The BLOG: Voices

Crucial type of diversity lacking in America’s universities

Joseph M. Cunningham, Jr.

Joseph M. Cunningham, Jr.

Yes, there is racial and ethnic diversity in U.S. colleges and universities. There is also social and economic diversity among students and faculty. There is gender diversity and even transgender diversity.

But there is a near total absence of intellectual diversity. After all, isn’t intellectual diversity — the competition of ideas — what the Academy is meant to be all about? If you mention that you are pro-life and that abortion is wrong, you will be run off campus before you finish the sentence. Or try to affirm traditional marriage, you will be shamed with cries of “bigot” and “homophobe” if not physically assaulted. Question “climate change” and you are a “denier” who deserves to be brought into court, as ExxonMobil is finding out.

Alan Dershowitz, a professor at Harvard Law School, recently wrote the following about diversity on campus:

“The last thing that these students want is real diversity, diversity of ideas. They may want superficial diversity, diversity of gender, diversity of color, but they do not want diversity of ideas … (The students) want complete control of their personal lives, over their sex lives, over the use of drugs, but they want mommy and daddy dean and president to please give them a safe place to protect them from ideas that may be insensitive, maybe will make them think… If you are going to be a college administrator or a professor, if you have tenure, you have to speak back to the students, you have to call these things what they are: double standards, hypocrisy, bigotry, McCarthyism, and the fog of fascism is descending quickly over many American universities.”

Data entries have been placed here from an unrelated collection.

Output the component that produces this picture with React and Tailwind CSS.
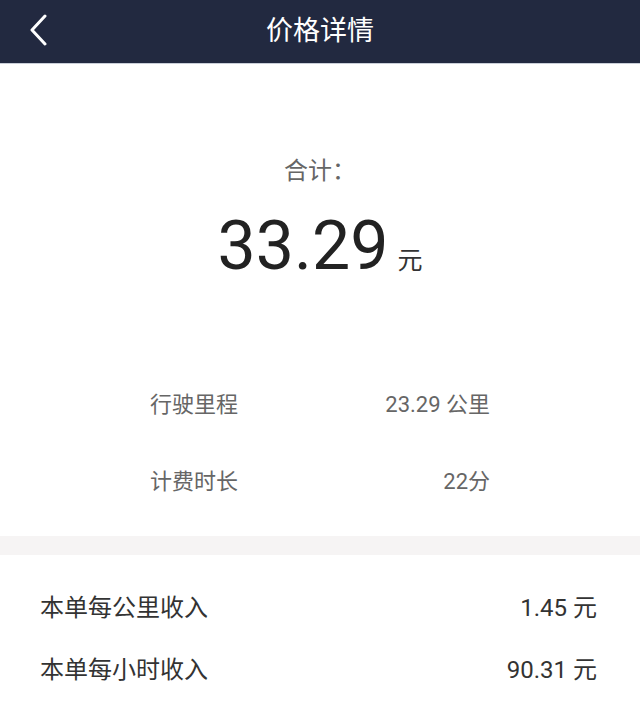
import React from 'react';

const font = { fontFamily: 'Roboto, "Noto Sans CJK SC", sans-serif' };

const App = () => {
    const tripRows = [
        { label: '行驶里程', value: '23.29 公里' },
        { label: '计费时长', value: '22分' },
    ];
    const incomeRows = [
        { label: '本单每公里收入', value: '1.45 元' },
        { label: '本单每小时收入', value: '90.31 元' },
    ];

    return (
        <div className="w-[640px] h-[719px] bg-white overflow-hidden" style={font}>
            {/* header */}
            <div className="h-16 bg-[#222940] flex items-center relative border-b border-[#c9ced8]">
                <svg className="absolute left-[28px] top-[14px]" width="22" height="32" viewBox="0 0 22 32" fill="none">
                    <path d="M17 2 L4 16 L17 30" stroke="#ffffff" strokeWidth="3" strokeLinecap="round" strokeLinejoin="round" />
                </svg>
                <div className="flex-1 text-center text-white text-[27px] leading-none">价格详情</div>
            </div>

            {/* total */}
            <div className="h-[472px] flex flex-col items-center">
                <div className="mt-[95px] text-[24px] leading-none text-[#666666]">合计：</div>
                <div className="mt-[29px] flex items-baseline text-[#222222]">
                    <span className="text-[68px] leading-none">33.29</span>
                    <span className="ml-[9px] text-[25px] leading-none text-[#333333]">元</span>
                </div>
                <div className="mt-[114px] w-[340px] flex flex-col gap-[55px]">
                    {tripRows.map((row) => (
                        <div key={row.label} className="flex justify-between text-[22px] leading-none text-[#666666]">
                            <span>{row.label}</span>
                            <span>{row.value}</span>
                        </div>
                    ))}
                </div>
            </div>

            {/* divider band */}
            <div className="h-[19px] bg-[#f6f4f4]"></div>

            {/* income */}
            <div className="pl-10 pr-[43px] pt-[41px] flex flex-col gap-[38px]">
                {incomeRows.map((row) => (
                    <div key={row.label} className="flex justify-between text-[24px] leading-none text-[#333333]">
                        <span>{row.label}</span>
                        <span>{row.value}</span>
                    </div>
                ))}
            </div>
        </div>
    );
};

export default App;
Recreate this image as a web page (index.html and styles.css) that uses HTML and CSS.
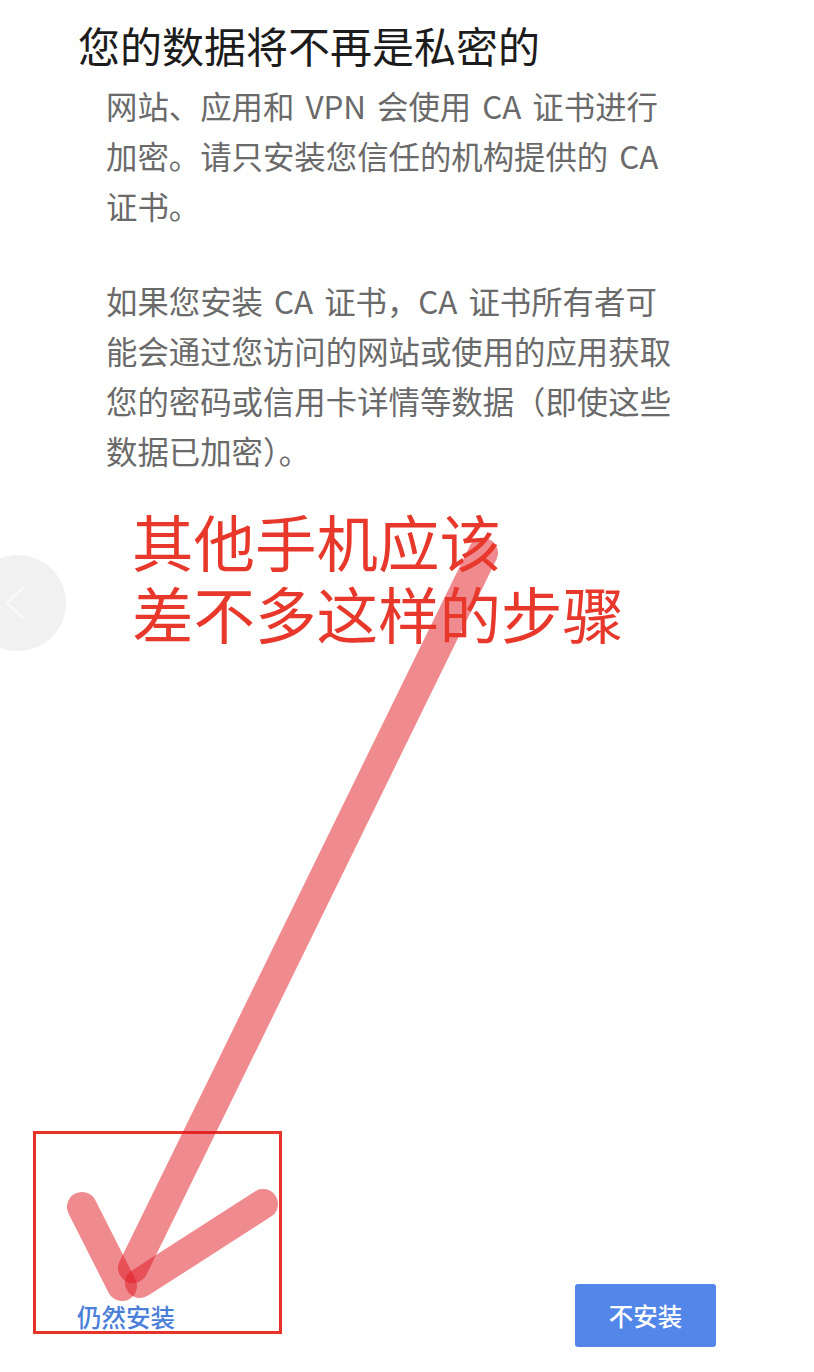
FILE: index.html
```html
<!DOCTYPE html>
<html lang="zh-CN">
<head>
<meta charset="utf-8">
<title>CA 证书</title>
<link rel="stylesheet" href="styles.css">
</head>
<body>
<div class="page">
  <h1 class="title">您的数据将不再是私密的</h1>
  <div class="body">
    <p class="para">网站、应用和 VPN 会使用 CA 证书进行<br>加密。请只安装您信任的机构提供的 CA<br>证书。</p>
    <p class="para para-2">如果您安装 CA 证书，CA 证书所有者可<br>能会通过您访问的网站或使用的应用获取<br>您的密码或信用卡详情等数据（即使这些<br>数据已加密）。</p>
  </div>
  <div class="note">其他手机应该<br>差不多这样的步骤</div>
  <div class="footer">
    <span class="link-btn">仍然安装</span>
    <span class="primary-btn">不安装</span>
  </div>

  <div class="side-btn">
    <svg width="20" height="34" viewBox="0 0 20 34"><path d="M18 2 L2 17 L18 32" fill="none" stroke="#fafafa" stroke-width="2.5" stroke-linecap="round" stroke-linejoin="round"/></svg>
  </div>
  <div class="mark-box"></div>
  <svg class="arrow" width="814" height="1372" viewBox="0 0 814 1372">
    <g fill="none" stroke="#df151f" stroke-width="30" stroke-linecap="round" stroke-opacity="0.5">
      <path d="M483 553 L133 1268"/>
      <path d="M82 1207 L122 1286"/>
      <path d="M263 1204 L140 1283"/>
    </g>
  </svg>
</div>
</body>
</html>
```

FILE: styles.css
```css
html, body {
  margin: 0;
  padding: 0;
  background: #ffffff;
}
.page {
  position: relative;
  width: 814px;
  height: 1372px;
  overflow: hidden;
  display: flex;
  flex-direction: column;
  font-family: "Noto Sans CJK SC", "Noto Sans", sans-serif;
}
.title {
  margin: 20px 0 0 78px;
  font-size: 42px;
  line-height: 50px;
  font-weight: 400;
  color: #1c1c1c;
}
.body {
  margin: 11px 0 0 106px;
  width: 600px;
}
.para {
  margin: 0;
  font-size: 31.4px;
  line-height: 50px;
  color: #6a6a6a;
  white-space: nowrap;
  word-spacing: 4px;
}
.para-2 {
  margin-top: 45px;
}
.note {
  position: relative;
  z-index: 2;
  margin: 29px 0 0 132px;
  font-size: 61.5px;
  line-height: 72px;
  color: #e8382c;
}
.footer {
  margin-top: auto;
  display: flex;
  align-items: flex-end;
  justify-content: space-between;
  padding: 0 98px 25px 77px;
}
.link-btn {
  font-size: 24.5px;
  line-height: 34px;
  font-weight: 500;
  color: #4a7ed8;
  margin-bottom: 13px;
}
.primary-btn {
  width: 141px;
  height: 63px;
  display: flex;
  align-items: center;
  justify-content: center;
  background: #5286e9;
  color: #ffffff;
  border-radius: 3px;
  font-size: 24.5px;
  font-weight: 500;
}
.side-btn {
  position: absolute;
  left: -30px;
  top: 555px;
  width: 96px;
  height: 96px;
  border-radius: 50%;
  background: #f1f1f1;
  display: flex;
  align-items: center;
  justify-content: flex-start;
  padding-left: 35px;
  box-sizing: border-box;
}
.mark-box {
  position: absolute;
  left: 33px;
  top: 1131px;
  width: 243px;
  height: 197px;
  border: 3px solid #e8332a;
}
.arrow {
  position: absolute;
  left: 0;
  top: 0;
  z-index: 1;
  pointer-events: none;
}
```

The recent events at the University of Missouri remind us vividly of the social revolution in the 1960s and 1970s when university president after university president handed the leadership of the school over to the students. One would think that the players on the football team would be grateful for the free education that they have been offered rather than angry at the university for racial injustice. With the U.S. having a black President and a black candidate leading the polls in the Republican presidential primaries, the charge of institutionalized racism in the U.S. misses the mark by a mile. You can read 20 newspapers on the events at Mizzou and not discover one documented act of racism (other than a swastika reportedly painted on a dorm bathroom wall with feces, which presumably affects Jews rather than blacks). One of the charges against the administration was their “silence” after a black criminal, Michael Brown, was killed by the police officer he had assaulted in Ferguson. Yet the President and Chancellor were forced to resign.

Now the virus is coming to Massachusetts. Over the last several days, students at Amherst College have organized a protest against the administration, listing 11 demands. I won’t bore you with the demands, but will close by reciting what the students want President Martin to apologize for: the “institutional legacy of white supremacy, colonialism, anti-black racism, anti-Latinx racism, anti-Native American racism, anti-Native indigenous racism, anti-Asian racism, anti-Middle East racism, heterosexism, cis-sexism, xenophobia, anti-Semitism, ableism, mental health stigma, and classism.” What more can one say about diversity in the Academy!